◆ **Written exercise**: Check each line of the data for "React" and select those that have it.

◆ **Data**:
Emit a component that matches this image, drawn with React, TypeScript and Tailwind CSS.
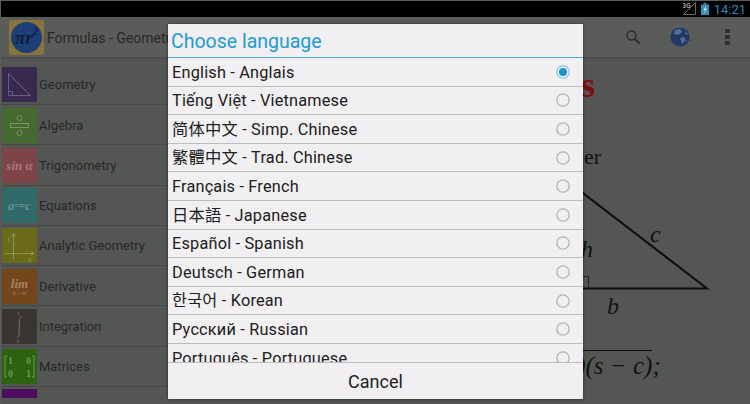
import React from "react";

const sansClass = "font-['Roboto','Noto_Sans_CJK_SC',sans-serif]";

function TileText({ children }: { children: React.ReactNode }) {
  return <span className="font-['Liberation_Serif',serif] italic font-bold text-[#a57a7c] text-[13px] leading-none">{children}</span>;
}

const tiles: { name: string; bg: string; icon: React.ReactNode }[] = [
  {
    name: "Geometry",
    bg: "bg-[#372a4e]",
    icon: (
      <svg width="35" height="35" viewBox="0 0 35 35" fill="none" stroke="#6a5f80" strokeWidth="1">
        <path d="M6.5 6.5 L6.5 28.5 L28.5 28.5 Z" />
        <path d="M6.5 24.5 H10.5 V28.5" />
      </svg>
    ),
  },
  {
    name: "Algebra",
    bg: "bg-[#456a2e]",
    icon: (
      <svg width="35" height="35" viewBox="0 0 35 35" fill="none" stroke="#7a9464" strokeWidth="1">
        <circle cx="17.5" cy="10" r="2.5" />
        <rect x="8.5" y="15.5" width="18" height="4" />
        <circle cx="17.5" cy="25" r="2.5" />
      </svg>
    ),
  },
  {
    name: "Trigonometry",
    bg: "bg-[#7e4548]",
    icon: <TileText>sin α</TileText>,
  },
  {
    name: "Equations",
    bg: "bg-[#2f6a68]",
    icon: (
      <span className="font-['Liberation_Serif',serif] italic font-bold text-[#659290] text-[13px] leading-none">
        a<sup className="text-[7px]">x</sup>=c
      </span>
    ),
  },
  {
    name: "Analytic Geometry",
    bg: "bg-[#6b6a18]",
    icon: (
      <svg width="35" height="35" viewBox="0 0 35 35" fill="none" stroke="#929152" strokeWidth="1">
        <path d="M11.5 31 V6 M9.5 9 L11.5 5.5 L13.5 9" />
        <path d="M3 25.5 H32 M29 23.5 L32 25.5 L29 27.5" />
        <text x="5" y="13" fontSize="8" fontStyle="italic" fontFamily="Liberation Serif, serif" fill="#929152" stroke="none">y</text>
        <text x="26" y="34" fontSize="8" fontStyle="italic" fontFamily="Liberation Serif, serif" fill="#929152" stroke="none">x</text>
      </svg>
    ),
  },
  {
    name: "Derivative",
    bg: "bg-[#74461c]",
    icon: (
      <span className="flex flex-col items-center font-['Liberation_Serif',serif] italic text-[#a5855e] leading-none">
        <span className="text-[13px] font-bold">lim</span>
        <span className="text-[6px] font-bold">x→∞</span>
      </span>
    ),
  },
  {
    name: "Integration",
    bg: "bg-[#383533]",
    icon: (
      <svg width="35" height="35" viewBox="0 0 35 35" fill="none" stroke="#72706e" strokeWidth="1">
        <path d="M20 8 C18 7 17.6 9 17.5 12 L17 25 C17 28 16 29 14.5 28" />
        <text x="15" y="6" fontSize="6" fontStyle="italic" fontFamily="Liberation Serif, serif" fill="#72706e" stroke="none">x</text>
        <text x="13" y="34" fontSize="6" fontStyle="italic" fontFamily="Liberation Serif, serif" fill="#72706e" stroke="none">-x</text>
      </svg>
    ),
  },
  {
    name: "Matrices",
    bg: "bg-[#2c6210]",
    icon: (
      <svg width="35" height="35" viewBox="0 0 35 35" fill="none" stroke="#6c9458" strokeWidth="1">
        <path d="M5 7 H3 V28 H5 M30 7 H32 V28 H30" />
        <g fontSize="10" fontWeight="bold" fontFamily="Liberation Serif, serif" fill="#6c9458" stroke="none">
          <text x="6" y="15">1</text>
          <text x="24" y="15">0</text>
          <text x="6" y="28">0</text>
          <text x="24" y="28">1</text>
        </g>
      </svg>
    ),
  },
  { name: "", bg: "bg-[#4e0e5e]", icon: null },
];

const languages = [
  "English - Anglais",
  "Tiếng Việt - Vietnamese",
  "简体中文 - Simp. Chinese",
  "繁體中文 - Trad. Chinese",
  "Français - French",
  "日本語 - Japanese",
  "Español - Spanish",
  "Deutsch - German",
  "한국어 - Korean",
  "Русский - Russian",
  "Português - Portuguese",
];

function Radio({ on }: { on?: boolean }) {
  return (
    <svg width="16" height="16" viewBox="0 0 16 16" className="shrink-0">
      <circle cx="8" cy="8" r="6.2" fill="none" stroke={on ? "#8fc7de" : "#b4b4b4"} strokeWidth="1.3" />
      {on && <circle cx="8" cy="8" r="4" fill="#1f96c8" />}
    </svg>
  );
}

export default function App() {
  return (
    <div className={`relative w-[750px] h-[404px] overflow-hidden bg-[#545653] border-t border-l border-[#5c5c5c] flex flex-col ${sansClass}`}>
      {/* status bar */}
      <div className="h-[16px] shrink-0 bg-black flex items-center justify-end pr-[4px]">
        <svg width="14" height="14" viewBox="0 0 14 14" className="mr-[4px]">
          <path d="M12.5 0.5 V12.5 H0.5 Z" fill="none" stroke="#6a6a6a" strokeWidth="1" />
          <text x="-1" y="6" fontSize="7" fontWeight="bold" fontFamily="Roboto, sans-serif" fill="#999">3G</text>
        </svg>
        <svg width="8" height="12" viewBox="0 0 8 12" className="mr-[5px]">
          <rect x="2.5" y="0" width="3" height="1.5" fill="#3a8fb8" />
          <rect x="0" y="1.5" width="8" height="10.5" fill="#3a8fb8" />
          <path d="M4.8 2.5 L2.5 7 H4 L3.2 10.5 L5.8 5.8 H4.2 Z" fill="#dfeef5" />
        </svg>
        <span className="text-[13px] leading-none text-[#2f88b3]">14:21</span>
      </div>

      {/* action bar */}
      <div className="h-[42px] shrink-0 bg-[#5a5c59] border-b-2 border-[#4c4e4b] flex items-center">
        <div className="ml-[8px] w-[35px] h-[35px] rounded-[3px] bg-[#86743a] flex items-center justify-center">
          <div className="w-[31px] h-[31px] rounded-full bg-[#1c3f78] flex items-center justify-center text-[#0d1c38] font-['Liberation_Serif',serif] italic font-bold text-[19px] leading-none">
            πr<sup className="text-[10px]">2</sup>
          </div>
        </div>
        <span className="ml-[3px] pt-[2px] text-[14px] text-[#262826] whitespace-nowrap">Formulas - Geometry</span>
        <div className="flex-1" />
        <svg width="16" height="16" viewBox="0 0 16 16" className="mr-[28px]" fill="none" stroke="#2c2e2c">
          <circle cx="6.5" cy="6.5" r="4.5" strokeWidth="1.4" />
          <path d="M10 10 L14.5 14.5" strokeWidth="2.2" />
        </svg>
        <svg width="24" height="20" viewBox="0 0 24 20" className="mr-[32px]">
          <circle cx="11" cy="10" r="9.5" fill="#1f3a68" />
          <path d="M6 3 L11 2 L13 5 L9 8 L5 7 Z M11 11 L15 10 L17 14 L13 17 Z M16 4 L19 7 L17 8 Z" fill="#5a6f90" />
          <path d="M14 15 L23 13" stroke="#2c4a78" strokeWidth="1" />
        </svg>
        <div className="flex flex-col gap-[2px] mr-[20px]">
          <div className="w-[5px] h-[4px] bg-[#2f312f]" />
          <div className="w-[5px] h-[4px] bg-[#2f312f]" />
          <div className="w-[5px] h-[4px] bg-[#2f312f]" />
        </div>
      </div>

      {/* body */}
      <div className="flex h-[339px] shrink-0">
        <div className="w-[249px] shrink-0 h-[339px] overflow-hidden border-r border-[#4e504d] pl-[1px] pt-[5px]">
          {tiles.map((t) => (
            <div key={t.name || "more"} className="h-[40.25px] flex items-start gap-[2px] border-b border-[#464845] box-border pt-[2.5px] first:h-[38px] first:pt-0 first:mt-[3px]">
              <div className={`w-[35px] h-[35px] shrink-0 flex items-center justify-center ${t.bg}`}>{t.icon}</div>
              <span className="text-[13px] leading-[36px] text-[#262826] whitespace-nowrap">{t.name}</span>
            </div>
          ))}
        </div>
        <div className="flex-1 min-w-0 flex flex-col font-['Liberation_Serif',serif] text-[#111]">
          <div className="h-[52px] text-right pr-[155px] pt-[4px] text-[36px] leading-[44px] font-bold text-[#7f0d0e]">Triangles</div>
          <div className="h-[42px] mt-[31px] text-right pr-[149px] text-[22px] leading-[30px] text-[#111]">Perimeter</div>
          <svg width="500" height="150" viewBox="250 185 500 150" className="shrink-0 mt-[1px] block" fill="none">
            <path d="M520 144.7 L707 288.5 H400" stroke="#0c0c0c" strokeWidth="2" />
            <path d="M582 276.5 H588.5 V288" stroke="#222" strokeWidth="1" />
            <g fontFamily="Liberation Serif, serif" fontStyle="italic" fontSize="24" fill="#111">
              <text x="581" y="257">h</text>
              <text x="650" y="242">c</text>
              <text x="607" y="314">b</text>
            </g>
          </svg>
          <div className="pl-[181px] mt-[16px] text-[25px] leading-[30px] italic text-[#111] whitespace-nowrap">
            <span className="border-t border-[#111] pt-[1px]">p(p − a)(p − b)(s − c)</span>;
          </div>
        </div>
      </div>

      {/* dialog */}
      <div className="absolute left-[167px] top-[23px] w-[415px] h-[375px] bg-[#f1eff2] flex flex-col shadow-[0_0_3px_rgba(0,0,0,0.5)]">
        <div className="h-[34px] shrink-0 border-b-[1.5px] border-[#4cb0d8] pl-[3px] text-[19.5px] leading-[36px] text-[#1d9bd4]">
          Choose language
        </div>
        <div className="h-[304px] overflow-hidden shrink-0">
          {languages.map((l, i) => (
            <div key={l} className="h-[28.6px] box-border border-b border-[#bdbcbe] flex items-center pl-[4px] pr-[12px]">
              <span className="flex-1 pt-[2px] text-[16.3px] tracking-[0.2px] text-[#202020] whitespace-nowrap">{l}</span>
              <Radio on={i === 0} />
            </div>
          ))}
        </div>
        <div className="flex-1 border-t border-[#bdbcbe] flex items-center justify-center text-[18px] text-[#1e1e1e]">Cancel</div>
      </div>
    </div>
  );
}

◆ **Right answer**:
Emit a component that matches this image, drawn with React, TypeScript and Tailwind CSS.
import React from "react";
function TileText({ children }: { children: React.ReactNode }) {
const tiles: { name: string; bg: string; icon: React.ReactNode }[] = [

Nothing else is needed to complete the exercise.